George Lucas' Original Vision For Boba Fett Explained

Boba Fett in Empire Strikes Back

The quiet old west gunslinger was a popular character type in spaghetti westerns throughout the 1960s and 1970s. George Lucas' A New Hope came out in 1977, just as the spaghetti western wave was dying out. Boba Fett didn't make his debut until The Empire Strikes Back (although Lucas added Boba Fett into the special edition of A New Hope), but Charles Champlin enthusiastically called A New Hope a "space western" (via Tor): "The sidekicks are salty squatty robots instead of leathery old cowpokes... and the gunfighters square off with laser swords instead of Colt revolvers. But it is all and gloriously one, the mythic and simple world of the good guys vs. the bad guys." George Lucas turned the clean-cut sci-fi future into a gritty faraway land with dusty robots and cool cowboy-like antiheroes such as Han Solo (Harrison Ford).

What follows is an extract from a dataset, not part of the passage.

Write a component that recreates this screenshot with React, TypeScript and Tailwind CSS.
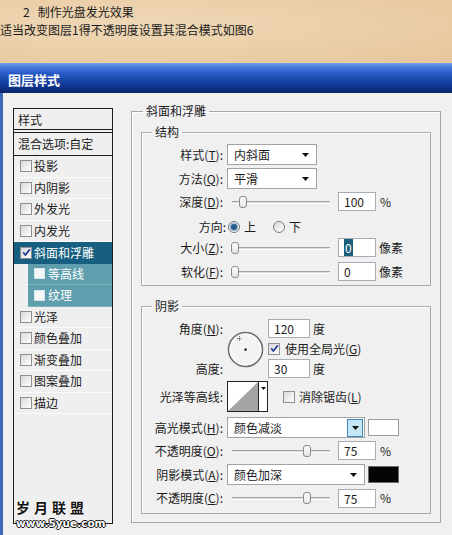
import React from "react";

const cjk = "font-['Noto_Sans_CJK_SC','Noto_Sans',sans-serif]";

function Check({ checked = false, light = false }: { checked?: boolean; light?: boolean }) {
  return (
    <span
      className={
        light
          ? "flex h-[11px] w-[11px] shrink-0 items-center justify-center border border-[#d9e8ec] bg-[#f4f7f8]"
          : "flex h-[12px] w-[12px] shrink-0 items-center justify-center border border-[#8e8f8f] bg-[linear-gradient(135deg,#d8d8d8,#ffffff)]"
      }
    >
      {checked && (
        <svg width="9" height="9" viewBox="0 0 9 9">
          <path d="M1.2 4.4 L3.4 7 L7.8 1.4" fill="none" stroke="#1f3d94" strokeWidth="1.7" />
        </svg>
      )}
    </span>
  );
}

function Radio({ checked = false }: { checked?: boolean }) {
  return (
    <span className="flex h-[12px] w-[12px] items-center justify-center rounded-full border border-[#7c7c7c] bg-[linear-gradient(135deg,#dadada,#ffffff)]">
      {checked && <span className="h-[6px] w-[6px] rounded-full bg-[#2a5d8c] shadow-[0_0_0_1px_#8fb6d8]" />}
    </span>
  );
}

function Arrow() {
  return (
    <svg width="7" height="4" viewBox="0 0 7 4">
      <path d="M0 0 H7 L3.5 4 Z" fill="#111" />
    </svg>
  );
}

function Select({ value, w, hot = false }: { value: string; w: string; hot?: boolean }) {
  return (
    <div className={`${w} flex h-[21px] items-center justify-between border border-[#a3a3a3] bg-white pl-[6px]`}>
      <span className="leading-[19px]">{value}</span>
      {hot ? (
        <span className="mr-[1px] flex h-[18px] w-[16px] items-center justify-center border border-[#3f86b8] bg-[#c6e6f6]">
          <Arrow />
        </span>
      ) : (
        <span className="mr-[7px] flex items-center">
          <Arrow />
        </span>
      )}
    </div>
  );
}

function Slider({ thumb }: { thumb: string }) {
  return (
    <div className="relative h-[14px] w-[100px]">
      <div className="absolute left-[2px] right-0 top-[6px] h-[3px] border-t border-[#a2a2a2] border-b border-b-white bg-[#dcdcdc]" />
      <div className={`absolute top-[1px] ${thumb} h-[12px] w-[8px] rounded-[3px] border border-[#8a8a8a] bg-[linear-gradient(to_bottom,#ffffff,#e4e4e4)]`} />
    </div>
  );
}

function NumInput({ children, w = "w-[38px]" }: { children: React.ReactNode; w?: string }) {
  return (
    <div className={`${w} h-[19px] border border-[#a7adb5] bg-white pl-[5px] text-[12px] leading-[17px]`}>
      {children}
    </div>
  );
}

function Label({ children }: { children: React.ReactNode }) {
  return <div className="w-[85px] shrink-0 pr-[4px] text-right whitespace-nowrap">{children}</div>;
}

function Dial() {
  return (
    <svg width="37" height="37" viewBox="0 0 37 37">
      <circle cx="18.5" cy="18.5" r="17" fill="#f3f3f3" stroke="#6e6e6e" strokeWidth="1.6" />
      <circle cx="18.5" cy="18.5" r="15.6" fill="none" stroke="#ffffff" strokeWidth="0.8" />
      <rect x="17.5" y="17.5" width="2.2" height="2.2" fill="#111" />
      <path d="M12.5 5.3 V10.3 M10 7.8 H15" stroke="#333" strokeWidth="0.9" strokeDasharray="1 0.7" />
    </svg>
  );
}

function Contour() {
  return (
    <div className="flex h-[31px] w-[41px] border border-[#222] bg-white">
      <svg width="30" height="29" viewBox="0 0 30 29" className="block">
        <path d="M0 29 L30 0 L30 29 Z" fill="#a4a4a4" />
      </svg>
      <div className="flex w-[9px] justify-center border-l border-[#222] pt-[5px]">
        <svg width="5" height="3" viewBox="0 0 5 3">
          <path d="M0 0 H5 L2.5 3 Z" fill="#111" />
        </svg>
      </div>
    </div>
  );
}

const items: { label: string; checked?: boolean; selected?: boolean; sub?: boolean }[] = [
  { label: "投影" },
  { label: "内阴影" },
  { label: "外发光" },
  { label: "内发光" },
  { label: "斜面和浮雕", checked: true, selected: true },
  { label: "等高线", sub: true },
  { label: "纹理", sub: true },
  { label: "光泽" },
  { label: "颜色叠加" },
  { label: "渐变叠加" },
  { label: "图案叠加" },
  { label: "描边" },
];

function StyleList() {
  return (
    <div className="mt-[15px] flex h-[416px] w-[100px] shrink-0 flex-col border border-[#1c1c1c] bg-[#efefef]">
      <div className="h-[21px] border-b border-[#1c1c1c] pl-[4px] leading-[21px]">样式</div>
      <div className="mt-[2px] h-[24px] border-y border-[#1c1c1c] pl-[4px] leading-[22px] whitespace-nowrap">
        混合选项:自定
      </div>
      {items.map((it) =>
        it.sub ? (
          <div key={it.label} className="flex h-[21.5px] pl-[14px]">
            <div className="flex flex-1 items-center gap-[3px] border-b border-[#7fb3bf] bg-[#5e9ead] pl-[6px] text-white">
              <Check light />
              <span>{it.label}</span>
            </div>
          </div>
        ) : (
          <div
            key={it.label}
            className={`flex h-[21.5px] items-center gap-[2px] pl-[6px] ${
              it.selected ? "bg-[#175f80] text-white" : "border-b border-[#fbfbfb]"
            }`}
          >
            <Check checked={it.checked} />
            <span>{it.label}</span>
          </div>
        )
      )}
    </div>
  );
}

export default function App() {
  return (
    <div className={`${cjk} relative h-[535px] w-[452px] overflow-hidden bg-[#e9cda6] text-[12px] text-[#1c1c1c]`}>
      <div className="h-[63px] bg-[radial-gradient(ellipse_at_30%_40%,#efd8b6,#e6c69c)] pt-[3px] leading-[18px]">
        <div className="pl-[23px]">
          2<span className="ml-[8px]">制作光盘发光效果</span>
        </div>
        <div>适当改变图层1得不透明度设置其混合模式如图6</div>
      </div>

      <div className="flex h-[30px] items-center bg-[linear-gradient(to_bottom,#78a2ea_0%,#4f83e0_10%,#2c5fcb_30%,#1a48ad_55%,#0d338b_80%,#0a2667_100%)] pl-[8px] pt-[3px] text-[13px] font-bold text-white">
        图层样式
      </div>

      <div className="flex h-[442px] border-l-[3px] border-[#4068b8] bg-[#f0f0f0] pl-[10px]">
        <StyleList />

        <fieldset className="ml-[18px] mt-[10px] h-[420px] w-[310px] shrink-0 border border-[#a6a6a6] shadow-[inset_1px_1px_0_#ffffff]">
          <legend className="ml-[11px] px-[3px] leading-[16px]">斜面和浮雕</legend>

          <fieldset className="mx-[9px] mt-[5px] border border-[#aaaaaa] pb-[3px] shadow-[inset_1px_1px_0_#ffffff]">
            <legend className="ml-[10px] px-[3px] leading-[16px]">结构</legend>

            <div className="mt-[4px] flex h-[21px] items-center">
              <Label>
                样式(<u>T</u>):
              </Label>
              <Select value="内斜面" w="w-[90px]" />
            </div>
            <div className="mt-[3px] flex h-[21px] items-center">
              <Label>
                方法(<u>Q</u>):
              </Label>
              <Select value="平滑" w="w-[90px]" />
            </div>
            <div className="mt-[2px] flex h-[21px] items-center">
              <Label>
                深度(<u>D</u>):
              </Label>
              <div className="ml-[3px]">
                <Slider thumb="left-[9px]" />
              </div>
              <div className="ml-[8px]">
                <NumInput>100</NumInput>
              </div>
              <span className="ml-[4px]">%</span>
            </div>
            <div className="mt-[7px] flex h-[16px] items-center">
              <div className="w-[86px] shrink-0 pr-[2px] text-right">方向:</div>
              <Radio checked />
              <span className="ml-[4px]">上</span>
              <span className="ml-[17px]">
                <Radio />
              </span>
              <span className="ml-[4px]">下</span>
            </div>
            <div className="mt-[2px] flex h-[21px] items-center">
              <Label>
                大小(<u>Z</u>):
              </Label>
              <div className="ml-[3px]">
                <Slider thumb="left-[1px]" />
              </div>
              <div className="ml-[8px]">
                <NumInput>
                  <span className="bg-[#1b5f7d] px-[1px] text-white">0</span>
                </NumInput>
              </div>
              <span className="ml-[3px]">像素</span>
            </div>
            <div className="mt-[3px] flex h-[21px] items-center">
              <Label>
                软化(<u>F</u>):
              </Label>
              <div className="ml-[3px]">
                <Slider thumb="left-[1px]" />
              </div>
              <div className="ml-[8px]">
                <NumInput>0</NumInput>
              </div>
              <span className="ml-[3px]">像素</span>
            </div>
          </fieldset>

          <fieldset className="mx-[9px] mt-[12px] border border-[#aaaaaa] pb-[5px] shadow-[inset_1px_1px_0_#ffffff]">
            <legend className="ml-[10px] px-[3px] leading-[16px]">阴影</legend>

            <div className="mt-[5px] flex">
              <div className="flex w-[85px] shrink-0 flex-col justify-between pr-[4px] text-right">
                <div className="h-[19px] leading-[19px]">
                  角度(<u>N</u>):
                </div>
                <div className="h-[19px] leading-[19px]">高度:</div>
              </div>
              <div className="flex w-[41px] items-center pt-[2px]">
                <Dial />
              </div>
              <div className="flex flex-col">
                <div className="flex items-center">
                  <NumInput w="w-[42px]">120</NumInput>
                  <span className="ml-[3px]">度</span>
                </div>
                <div className="mt-[4px] flex h-[13px] items-center gap-[5px]">
                  <Check checked />
                  <span>
                    使用全局光(<u>G</u>)
                  </span>
                </div>
                <div className="mt-[4px] flex items-center">
                  <NumInput w="w-[42px]">30</NumInput>
                  <span className="ml-[3px]">度</span>
                </div>
              </div>
            </div>

            <div className="mt-[3px] flex items-center">
              <Label>光泽等高线:</Label>
              <Contour />
              <span className="ml-[15px]">
                <Check />
              </span>
              <span className="ml-[4px]">
                消除锯齿(<u>L</u>)
              </span>
            </div>

            <div className="mt-[5px] flex h-[21px] items-center">
              <Label>
                高光模式(<u>H</u>):
              </Label>
              <Select value="颜色减淡" w="w-[138px]" hot />
              <div className="ml-[3px] h-[17px] w-[31px] border border-[#9c9c9c] bg-white" />
            </div>
            <div className="mt-[3px] flex h-[19px] items-center">
              <Label>
                不透明度(<u>O</u>):
              </Label>
              <div className="ml-[3px]">
                <Slider thumb="left-[73px]" />
              </div>
              <div className="ml-[8px]">
                <NumInput>75</NumInput>
              </div>
              <span className="ml-[4px]">%</span>
            </div>
            <div className="mt-[4px] flex h-[21px] items-center">
              <Label>
                阴影模式(<u>A</u>):
              </Label>
              <Select value="颜色加深" w="w-[138px]" />
              <div className="ml-[3px] h-[17px] w-[31px] border border-[#6a6a6a] bg-[#050505]" />
            </div>
            <div className="mt-[3px] flex h-[20px] items-center">
              <Label>
                不透明度(<u>C</u>):
              </Label>
              <div className="ml-[3px]">
                <Slider thumb="left-[73px]" />
              </div>
              <div className="ml-[8px]">
                <NumInput>75</NumInput>
              </div>
              <span className="ml-[4px]">%</span>
            </div>
          </fieldset>
        </fieldset>
      </div>

      <div className="absolute left-[16px] top-[499px] flex flex-col">
        <span className="text-[14px] font-bold leading-[16px] tracking-[4px] text-[#111] [text-shadow:0_0_2px_#fff,0_0_2px_#fff]">
          岁月联盟
        </span>
        <span className="mt-[3px] font-['DejaVu_Sans',sans-serif] text-[10.5px] font-bold leading-[10px] text-white [text-shadow:1px_0_0_#111,-1px_0_0_#111,0_1px_0_#111,0_-1px_0_#111]">
          www.5yue.com
        </span>
      </div>
    </div>
  );
}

In Star Wars: Episode V, Lucas introduced viewers to a character who completed the space western theme: Boba Fett. He was a lone gunslinger who responded to the highest bidder and had no problem delivering his victims dead or alive. Clint Eastwood's lone cowboy had a wide range of aliases, including "the bounty killer." Lucas' Dollars Trilogy reference was obvious and fitting with the other types of characters shown in the original Star Wars trilogy. In fact, the design for Fett derived from initial concepts for Darth Vader, who was originally created as a rogue bounty hunter. Vader was turned from a mercenary into a dark knight, but the bounty hunter concept stayed and Boba became "an equally villainous" but "less conspicuous" character (via Star Wars Archive).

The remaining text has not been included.